Saben que a Él le es facilísimo, en expresión de los Macabeos, que unos pocos envuelvan a muchos, pues a Dios lo mismo le cuesta salvar con unos pocos que con un gran contingente; la victoria no depende del número de soldados, pues la fuerza llega del cielo. Muchas veces pudieron contemplar cómo uno perseguía a mil, y dos pusieron en fuga a diez mil. Por esto, como milagrosamente son a la vez más mansos que los corderos y más feroces que los leones. Tanto que yo no sé cómo habría que llamarlos, si monjes o soldados.

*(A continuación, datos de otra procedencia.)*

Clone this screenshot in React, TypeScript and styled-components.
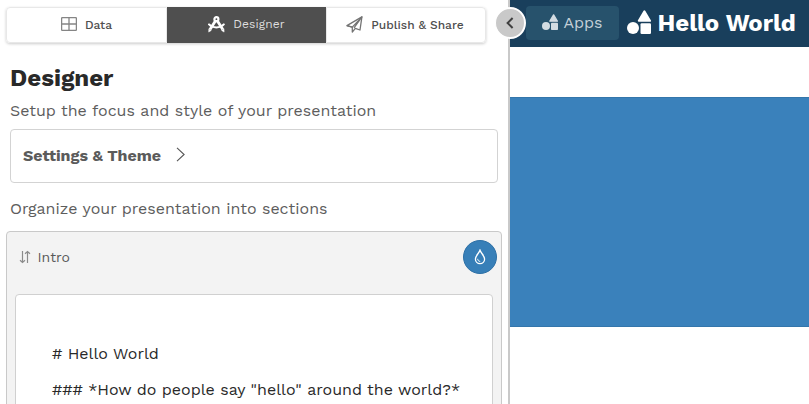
import React from 'react';
import styled, { createGlobalStyle, css } from 'styled-components';

const GlobalStyle = createGlobalStyle`
  * { box-sizing: border-box; }
  body {
    margin: 0;
    overflow: hidden;
    background: #fff;
    font-family: 'Work Sans', 'Open Sans', sans-serif;
    color: #595959;
    -webkit-font-smoothing: antialiased;
  }
  h1, h2, p { margin: 0; }
  button { font-family: inherit; border: 0; padding: 0; background: none; }
  svg { display: block; flex: none; }
`;

const Page = styled.div`
  position: relative;
  display: grid;
  grid-template-columns: 508px 1fr;
  height: 404px;
  overflow: hidden;
`;

const EditorPane = styled.section`
  overflow: hidden;
  padding: 7px 6px 0;
`;

const Tabs = styled.nav`
  display: flex;
  width: 480px;
  height: 36px;
  border-radius: 4px;
  box-shadow: 0 1px 3px rgba(0, 0, 0, 0.2);
`;

const Tab = styled.button<{ $active?: boolean }>`
  flex: 1;
  display: flex;
  align-items: center;
  justify-content: center;
  gap: 8px;
  padding-bottom: 2px;
  font-size: 12px;
  font-weight: 500;
  color: #4f4f4f;
  border: 1px solid #e8e8e8;
  background: #fff;
  &:first-child { border-radius: 4px 0 0 4px; flex: 0 0 161px; }
  &:last-child { border-radius: 0 4px 4px 0; padding-right: 2px; }
  ${(p) =>
    p.$active &&
    css`
      flex: 0 0 159px;
      font-weight: 400;
      letter-spacing: 0.1px;
      color: #dedede;
      background: #4f4f4f;
      border-color: #4f4f4f;
    `}
`;

const TabLabel = styled.span<{ $raise?: boolean }>`
  line-height: 16px;
  padding-top: ${(p) => (p.$raise ? 0 : '2px')};
`;

const Title = styled.h1`
  margin: 20px 0 0 4px;
  font-size: 24px;
  line-height: 30px;
  font-weight: 700;
  color: #292929;
`;

const Description = styled.p<{ $top: number }>`
  margin: ${(p) => p.$top}px 0 0 4px;
  font-size: 16px;
  line-height: 24px;
  color: #5d5d5d;
`;

const SettingsCard = styled.button`
  display: flex;
  align-items: center;
  gap: 14px;
  width: 488px;
  height: 54px;
  margin: 6px 0 0 4px;
  padding: 0 12px 2px;
  border: 1px solid #d3d3d3;
  border-radius: 4px;
  background: #fff;
  color: #5b5b5b;
  font-size: 16px;
  font-weight: 700;
  svg { margin-bottom: 1px; }
`;

const SectionPanel = styled.div`
  width: 496px;
  height: 220px;
  margin-top: 10px;
  padding: 0 8px;
  border: 1px solid #c9c9c9;
  border-radius: 4px;
  background: #f3f3f3;
`;

const SectionHeader = styled.header`
  display: flex;
  align-items: center;
  height: 62px;
  padding: 0 0 12px 4px;
  margin-right: -4px;
  gap: 6.5px;
`;

const SectionName = styled.span`
  flex: 1;
  font-size: 14px;
  line-height: 20px;
`;

const ThemeButton = styled.button`
  display: grid;
  place-items: center;
  width: 34px;
  height: 34px;
  border-radius: 50%;
  border: 1px solid #2d70a6;
  background: #377fb8;
  color: #fff;
`;

const Editor = styled.div`
  height: 180px;
  padding: 47px 36px;
  border: 1px solid #d0d0d0;
  border-radius: 4px 4px 0 0;
  background: #fff;
  color: #292929;
`;

const Line = styled.p`
  font-size: 16px;
  line-height: 24px;
  white-space: nowrap;
  & + & { margin-top: 12px; }
`;

const PreviewPane = styled.section`
  border-left: 2px solid #c9c9c9;
`;

const PreviewHeader = styled.header`
  display: flex;
  align-items: center;
  height: 47px;
  padding: 0 0 1px 16px;
  gap: 7px;
  background: #193f5c;
`;

const AppsButton = styled.button`
  display: flex;
  align-items: center;
  gap: 5.5px;
  width: 93px;
  height: 34px;
  padding: 0 0 2px 16px;
  border-radius: 4px;
  background: #27526c;
  color: #c4d0d8;
  font-size: 16px;
`;

const Brand = styled.h2`
  display: flex;
  align-items: center;
  gap: 6.5px;
  padding-left: 1px;
  font-size: 24px;
  line-height: 30px;
  font-weight: 700;
  color: #fff;
  white-space: nowrap;
  svg { margin-bottom: 2px; }
`;

const Hero = styled.div`
  height: 230px;
  margin-top: 50px;
  background: #3a81bb;
  border-top: 1px solid #3476ab;
  border-bottom: 1px solid #3476ab;
`;

const CollapseButton = styled.button`
  position: absolute;
  left: 495px;
  top: 7px;
  display: grid;
  place-items: center;
  width: 31px;
  height: 32px;
  border: 2px solid #fff;
  border-left-width: 1px;
  border-radius: 50%;
  background: #c9c9c9;
  color: #404040;
`;

const TableIcon = () => (
  <svg width="16" height="14" viewBox="0 0 16 14" fill="none" stroke="#858585" strokeWidth="1.3">
    <rect x="0.6" y="0.6" width="14.8" height="12.8" rx="1" />
    <path d="M8 .6v12.8M.6 7h14.8" />
  </svg>
);

const CompassIcon = () => (
  <svg width="17" height="17" viewBox="0 0 17 17" fill="none" stroke="#fff">
    <circle cx="8.4" cy="3.2" r="2" strokeWidth="2.2" />
    <path d="M7.2 5.2 2 13.6M9.6 5.2l5.2 8.4" strokeWidth="2.8" />
    <path d="M1 8.4c3.6 4 11.2 4 14.8 0" strokeWidth="2" strokeLinecap="round" />
    <path d="m.8 12.7-.1 3.4 2.7-1.7M13.4 14.4l2.7 1.7-.1-3.4" fill="#fff" strokeWidth=".5" />
  </svg>
);

const PlaneIcon = () => (
  <svg width="17" height="17" viewBox="0 0 17 17" fill="none" stroke="#747474" strokeWidth="1.3" strokeLinejoin="round">
    <path d="M.9 9.6 15.9.9 14 14l-4.7-1.7-3 3.8v-5z" />
    <path d="M.9 9.6 6.3 11.1 15.9.9 8 11.8" />
  </svg>
);

const ShapesIcon = ({ size, color }: { size: number; color: string }) => (
  <svg width={size} height={size} viewBox="0 0 24 24" fill={color}>
    <path d="M17.4 1.3 23 10.8H11.8z" stroke={color} strokeWidth="2" strokeLinejoin="round" />
    <circle cx="6" cy="18" r="6" />
    <rect x="13.5" y="13.3" width="10.5" height="10.7" rx="1.2" />
  </svg>
);

const SortIcon = () => (
  <svg width="12" height="14" viewBox="0 0 12 14" fill="none" stroke="#8b8b8b" strokeWidth="1.2">
    <path d="M3.5 1v11M1 10.3l2.5 2.2L6 10.3M8.5 13V2M6 3.7l2.5-2.2L11 3.7" />
  </svg>
);

const Chevron = () => (
  <svg width="12" height="15" viewBox="0 0 12 15" fill="none" stroke="#555" strokeWidth="1.1">
    <path d="m2 .8 7.1 6.7L2 14.2" />
  </svg>
);

const DropIcon = () => (
  <svg width="12" height="16" viewBox="0 0 12 16" fill="none" stroke="currentColor" strokeWidth="1.3">
    <path d="M6 1.2C5.2 4 1.4 6.8 1.4 10.1a4.6 4.6 0 0 0 9.2 0C10.6 6.8 6.8 4 6 1.2z" />
    <path d="M3.7 9.8c0 1.6.9 2.5 2.5 2.6" strokeWidth="1" />
  </svg>
);

const BackIcon = () => (
  <svg width="10" height="14" viewBox="0 0 10 14" fill="none" stroke="currentColor" strokeWidth="2">
    <path d="M7.6 2 2.6 7l5 5" />
  </svg>
);

export default function App() {
  return (
    <>
      <GlobalStyle />
      <Page>
        <EditorPane>
          <Tabs>
            <Tab><TableIcon /><TabLabel>Data</TabLabel></Tab>
            <Tab $active><CompassIcon /><TabLabel $raise>Designer</TabLabel></Tab>
            <Tab><PlaneIcon /><TabLabel>Publish &amp; Share</TabLabel></Tab>
          </Tabs>
          <Title>Designer</Title>
          <Description $top={6}>Setup the focus and style of your presentation</Description>
          <SettingsCard>Settings &amp; Theme<Chevron /></SettingsCard>
          <Description $top={14}>Organize your presentation into sections</Description>
          <SectionPanel>
            <SectionHeader>
              <SortIcon />
              <SectionName>Intro</SectionName>
              <ThemeButton aria-label="Theme"><DropIcon /></ThemeButton>
            </SectionHeader>
            <Editor>
              <Line># Hello World</Line>
              <Line>### *How do people say "hello" around the world?*</Line>
            </Editor>
          </SectionPanel>
        </EditorPane>
        <PreviewPane>
          <PreviewHeader>
            <AppsButton><ShapesIcon size={16} color="#d3dce2" />Apps</AppsButton>
            <Brand><ShapesIcon size={24} color="#fff" />Hello World</Brand>
          </PreviewHeader>
          <Hero />
        </PreviewPane>
        <CollapseButton aria-label="Collapse"><BackIcon /></CollapseButton>
      </Page>
    </>
  );
}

Creo que para hablar con propiedad, seria mejor decir que son las dos cosas, porque saben compaginar la mansedumbre del monje con la intrepidez del soldado Hemos de concluir que realmente es el Señor quien lo ha hecho y ha sido un milagro patente. Dios se los escogió para sí y los reunió de todos los confines de la tierra; son sus siervos entre los valientes de Israel, que, fieles y vigilantes hacen guardia sobre el lecho del verdadero Salomón. Llevan al flanco la espada, veteranos de muchos combates
San Bernardo de CLARAVAL, De laude novae militiae ad Milites Templi, en RÉGINE PERNOUD, op. cit., 179-182.